И все-таки мы живы. Вернее, рождаемся заново. Более упитанные и крепкие.
Лицо ошиблось. Вернее, чего-то оно просто не могло знать.
Оно не могло знать, что нас поддержат самые уважаемые люди Америки.
Что редакторы крупнейших журналов охотно предоставят нам свои материалы.
Что наши друзья и коллеги захотят работать бесплатно.
Что президент корпорации Боря Меттер окажется начинающей акулой Уолл-стрита.
Что казначей Леша Орлов продемонстрирует задатки Гобсека и Шейлока.
Что замечательные журналисты Петя Вайль, Саша Генис и Алик Гальперин оставят насиженные теплые места и ринутся в опасное плавание на борту «Нового американца»…
У нас еще масса проблем. Мы допускаем ошибки и просчеты. Мы еще не научились пользоваться благами демократии. Мы несем в себе инерцию тоталитарного мышления, ортодоксии, нетерпимости…
Так в силу внутренних противоречий ушел из редакции мой друг, блестящий спортивный комментатор Женя Рубин. Мы надеемся, что он вернется. Предпримем для этого любые усилия…
Повторяю, у нас масса нерешенных вопросов.
Мы остро заинтересованы в рекламе и подписке.
Напоминаем рекламодателям: «Новый американец» распространяется, главным образом, в Нью-Йорке. То есть, среди ваших потенциальных клиентов и заказчиков. Кроме того, «Новый американец» циркулирует в течение недели. А значит, рекламное объявление семикратно тиражируется.
Напоминаем подписчикам: подписываясь на газету, вы экономите несколько долларов. Плюс время, которое здесь стоит денег. Реклама и подписка увеличивают финансовую стабильность «Нового американца».
А ведь это ваша газета, она делается вами и для вас.
«Новый американец», № 14, 16–22 мая 1980 г.
КР НАМ ЧАСТО ЗАДАЮТ ВОПРОС…
Нам часто задают вопрос:
— Какой национальности ваша газета? Русской, американской или еврейской?
Вопрос довольно сложный. Хотя когда-то, в Союзе, он решался элементарно.
У каждого был паспорт. В нем — пятая графа. И в этой графе недвусмысленно указывалось: русский, еврей или, скажем, — татарин.
Хотя и там бывали затруднения. А если, например, ты — дитя от смешанного брака? Если у тебя мать — русская, отец — скрипач? Или, наоборот, мать еврейка, отец — фрезеровщик?
Я, допустим, был армянином — по матери. Мой друг, Арий Хаймович Лернер, — в русские пробился. Даже не знаю, как ему это удалось. Говорят, теща русская была.

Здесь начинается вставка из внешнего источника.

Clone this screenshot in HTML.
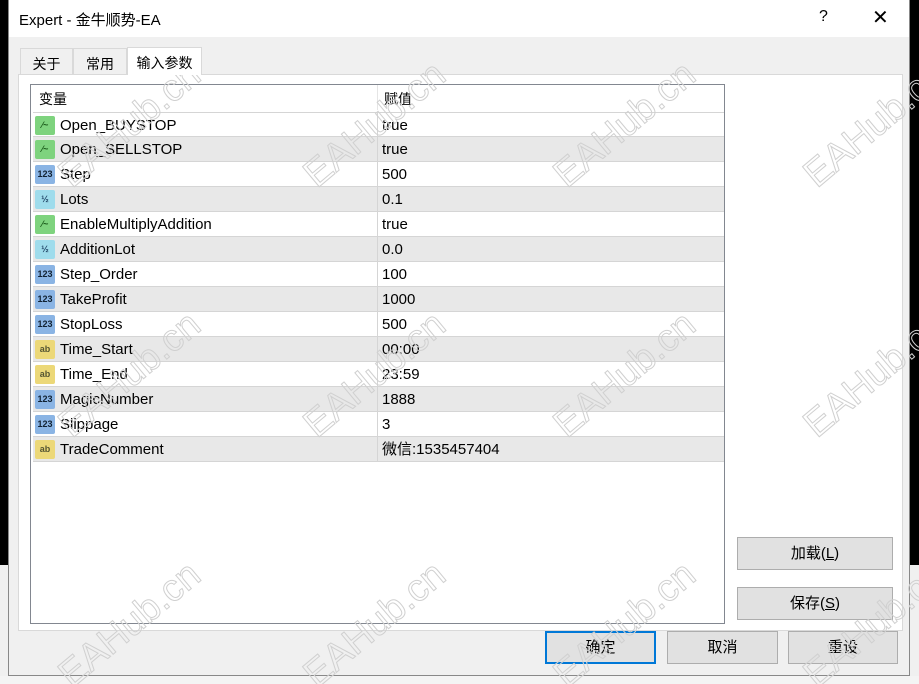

Мой приятель художник Шерман говорил:
— Я наполовину русский, наполовину — украинец, наполовину — поляк и наполовину — еврей…

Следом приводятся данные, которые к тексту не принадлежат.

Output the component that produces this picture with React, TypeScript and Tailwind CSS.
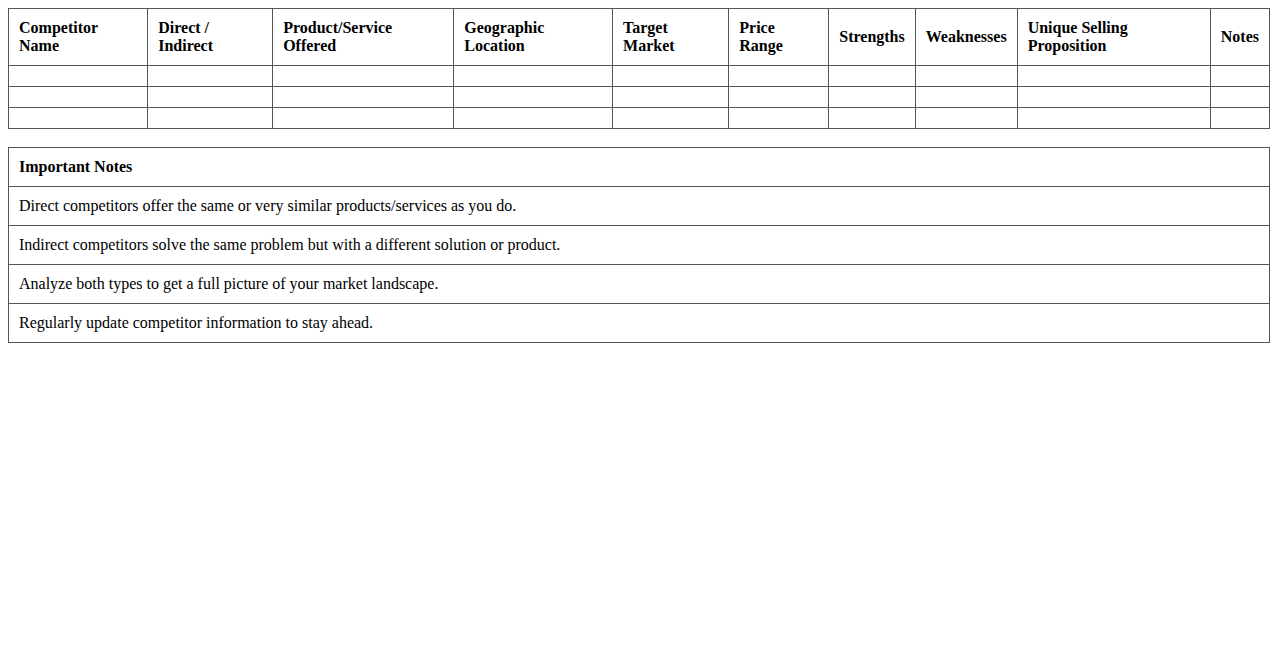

Вот какой был уникальный человек! Из четырех половин состоял…
В общем, устраивались как могли. Кто в греки шел, кто в турки подавался…
Затем началась эмиграция. И повалил народ обратно, в евреи. Замелькали какие-то бабушки из города Шклова. Какие-то дедушки из Бердянска. Мой знакомый Пономарев специально в Гомель ездил, тетку нанимать… Еврейские женихи и невесты резко подскочили в цене…

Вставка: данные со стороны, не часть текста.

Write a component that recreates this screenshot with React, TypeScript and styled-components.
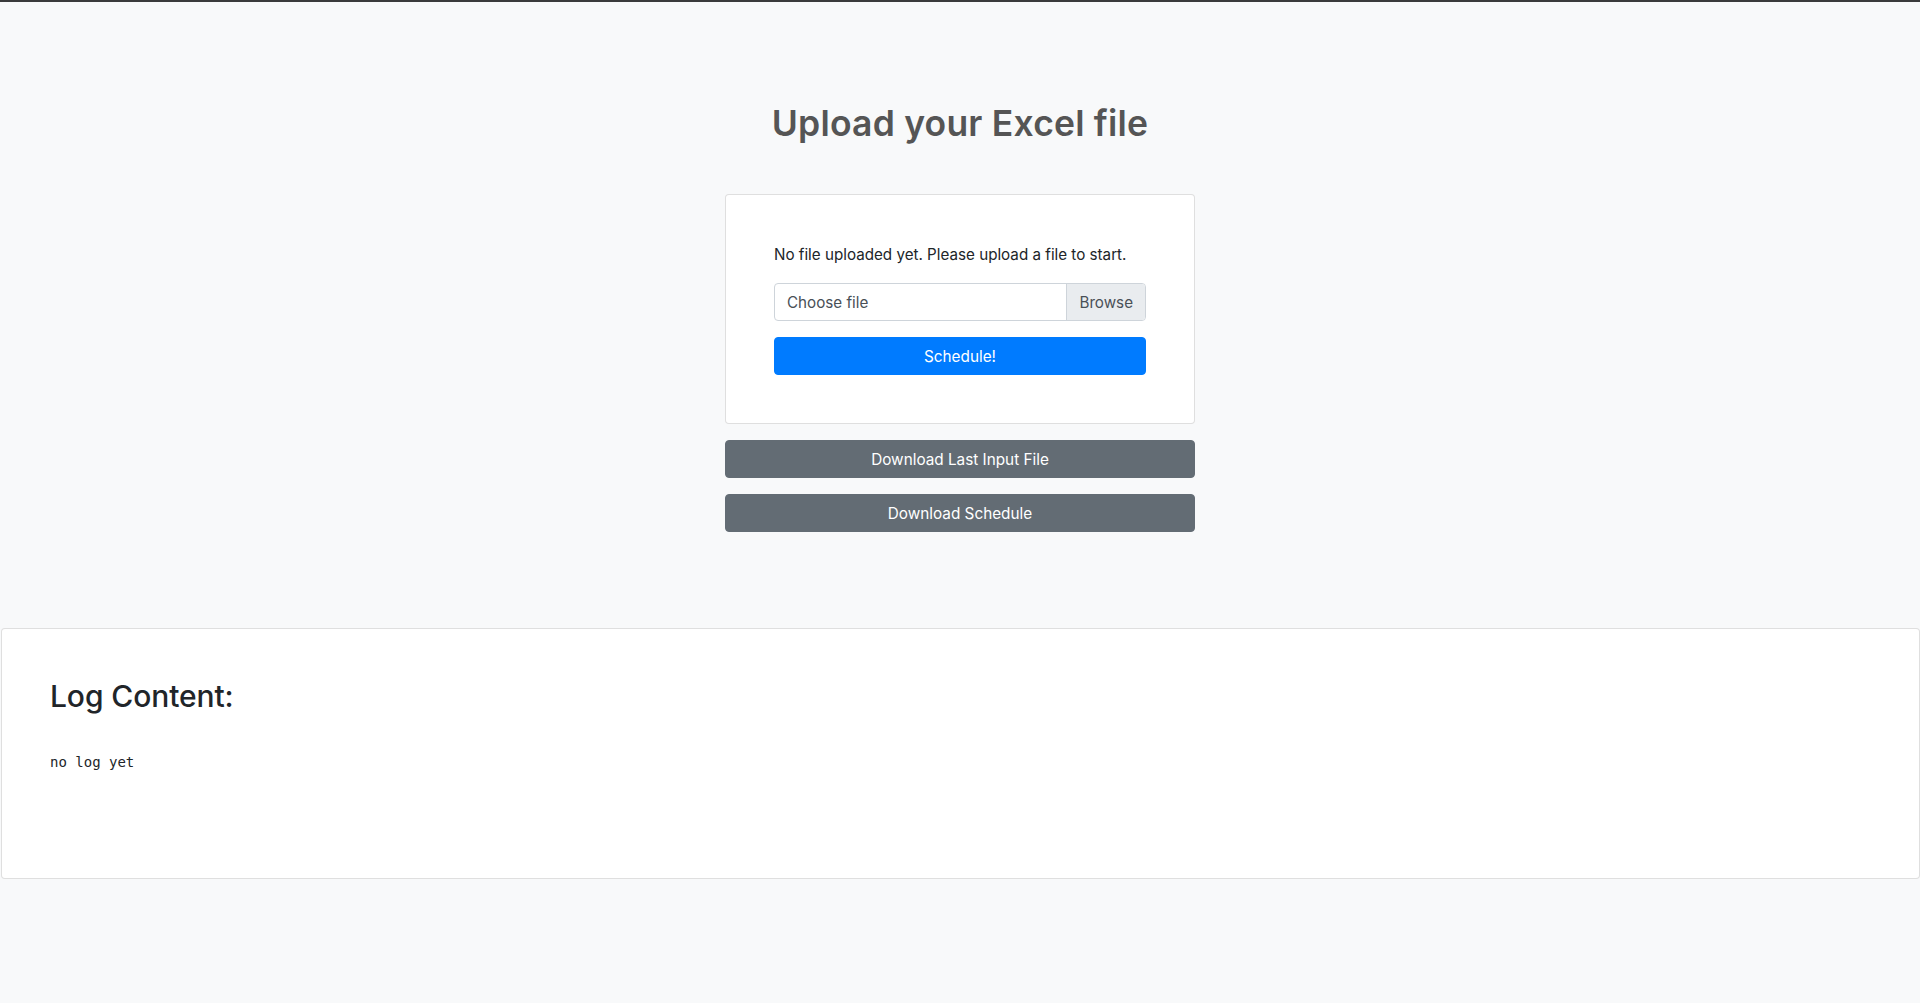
import React from "react";
import styled, { createGlobalStyle } from "styled-components";

const GlobalStyle = createGlobalStyle`
  html, body {
    margin: 0;
    padding: 0;
    background: #f8f9fa;
  }
  body {
    font-family: Inter, "Noto Sans", "Liberation Sans", sans-serif;
    font-size: 15.25px;
    line-height: 1.5;
    color: #212529;
  }
  * { box-sizing: border-box; }
`;

const Page = styled.div`
  min-height: 1003px;
  border-top: 2px solid #3a3b3c;
  background: #f8f9fa;
  display: flex;
  flex-direction: column;
`;

const Hero = styled.section`
  padding-top: 103px;
  display: flex;
  flex-direction: column;
  align-items: center;
`;

const Title = styled.h2`
  margin: 0 0 51px;
  font-size: 35.5px;
  font-weight: 600;
  line-height: 38px;
  color: #555555;
  letter-spacing: 0.2px;
`;

const Panel = styled.div`
  width: 470px;
  display: flex;
  flex-direction: column;
  gap: 16px;
`;

const Card = styled.div`
  background: #ffffff;
  border: 1px solid rgba(0, 0, 0, 0.125);
  border-radius: 4px;
  padding: 48px;
  display: flex;
  flex-direction: column;
  gap: 16px;
`;

const Notice = styled.p`
  margin: 0;
  font-size: 15.2px;
  line-height: 24px;
  color: #212529;
`;

const FileGroup = styled.label`
  display: flex;
  height: 38px;
  border: 1px solid #ced4da;
  border-radius: 4px;
  overflow: hidden;
  background: #fff;
  font-size: 15.2px;
  color: #495057;
  cursor: pointer;
`;

const FileName = styled.span`
  flex: 1;
  display: flex;
  align-items: center;
  padding: 2px 12px 0;
`;

const BrowseTag = styled.span`
  display: flex;
  align-items: center;
  padding: 2px 12px 0;
  background: #e9ecef;
  border-left: 1px solid #ced4da;
`;

const Button = styled.button<{ $variant: "primary" | "secondary" }>`
  height: 38px;
  width: 100%;
  padding: 2px 12px 0;
  border: 1px solid ${(p) => (p.$variant === "primary" ? "#007bff" : "#636c74")};
  border-radius: 4px;
  background: ${(p) => (p.$variant === "primary" ? "#007bff" : "#636c74")};
  color: #ffffff;
  font-family: inherit;
  font-size: 15.3px;
  line-height: 1.5;
  cursor: pointer;
`;

const LogCard = styled.section`
  margin: 96px 0 0 1px;
  height: 251px;
  background: #ffffff;
  border: 1px solid rgba(0, 0, 0, 0.125);
  border-radius: 4px;
  padding: 48px;
`;

const LogTitle = styled.h3`
  margin: 0 0 37px;
  font-size: 30px;
  font-weight: 500;
  line-height: 38px;
  color: #212529;
  letter-spacing: -0.1px;
`;

const LogText = styled.pre`
  margin: 0;
  font-family: "DejaVu Sans Mono", "Liberation Mono", monospace;
  font-size: 14px;
  line-height: 21px;
  color: #212529;
`;

export default function App() {
  return (
    <>
      <GlobalStyle />
      <Page>
        <Hero>
          <Title>Upload your Excel file</Title>
          <Panel>
            <Card>
              <Notice>No file uploaded yet. Please upload a file to start.</Notice>
              <FileGroup>
                <FileName>Choose file</FileName>
                <BrowseTag>Browse</BrowseTag>
              </FileGroup>
              <Button $variant="primary">Schedule!</Button>
            </Card>
            <Button $variant="secondary">Download Last Input File</Button>
            <Button $variant="secondary">Download Schedule</Button>
          </Panel>
        </Hero>
        <LogCard>
          <LogTitle>Log Content:</LogTitle>
          <LogText>no log yet</LogText>
        </LogCard>
      </Page>
    </>
  );
}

Начинающего эмигранта Кунина спросили:
— Ты хоть Жаботинского читал?
— Да вы путаете, — удивился Кунин, — это Юрий Власов книгу написал, а Жаботинский, говорят, и читает с трудом…
И наконец — мы здесь. И кончился весь этот дурацкий балаган.
Да будь ты кем хочешь! Кем себя ощущаешь! Русским, евреем, таджиком!.. Волнистым попугайчиком!..
Теперь о газете.
Мы говорим и пишем на русском языке. Наше духовное отечество — многострадальная русская культура.
И потому мы — РУССКАЯ ГАЗЕТА.
Мы живем в Америке. Благодарны этой стране. Чтим ее законы. И если понадобится, будем воевать за американскую демократию.
И потому мы — АМЕРИКАНСКАЯ ГАЗЕТА.
Мы — третья эмиграция. И читает нас третья эмиграция. Нам близки ее проблемы. Понятны ее настроения. Доступны ее интересы.
И потому мы — ЕВРЕЙСКАЯ ГАЗЕТА.
Вот так обстоят дела.
Кто-то недоволен?
Переживем.
Ведь свободу, кажется, еще не отменили!
«Новый американец», № 16, 30 мая—4 июня 1980 г.
КР МЫ ЧАСТО ЗАДАЕМ СЕБЕ ВОПРОС…
Мы часто задаем себе вопрос:
— Каков наш гипотетический идеальный читатель? Кто он? Чем занимается? Насколько высок его культурный уровень?
Одни доброжелатели рекомендуют:
— Газета ваша слишком умная. Культура да политика… Пишите больше о спорте… О фудстемпах… О том, где кого зарезали…
Другие, наоборот, советуют:
— Зачем нам спорт? Зачем эти кулинарные рецепты и голливудские сплетни? Пишите больше о духовном, о возвышенном…
Положение наше довольно сложное. И вот почему.
В моем родном Ленинграде издавалось около двухсот газет. Была, например, газета — «За культуру торговли». Или, допустим, — «Мясной гигант». (Орган ленинградского мясокомбината.) Выходила газета «Моряк Балтики». (В которой одно время работал наш президент Борис Меттер.) «Строительный рабочий». (Где начинал Алексей Орлов.) Или — «За кадры верфям». (Где начинал я сам.)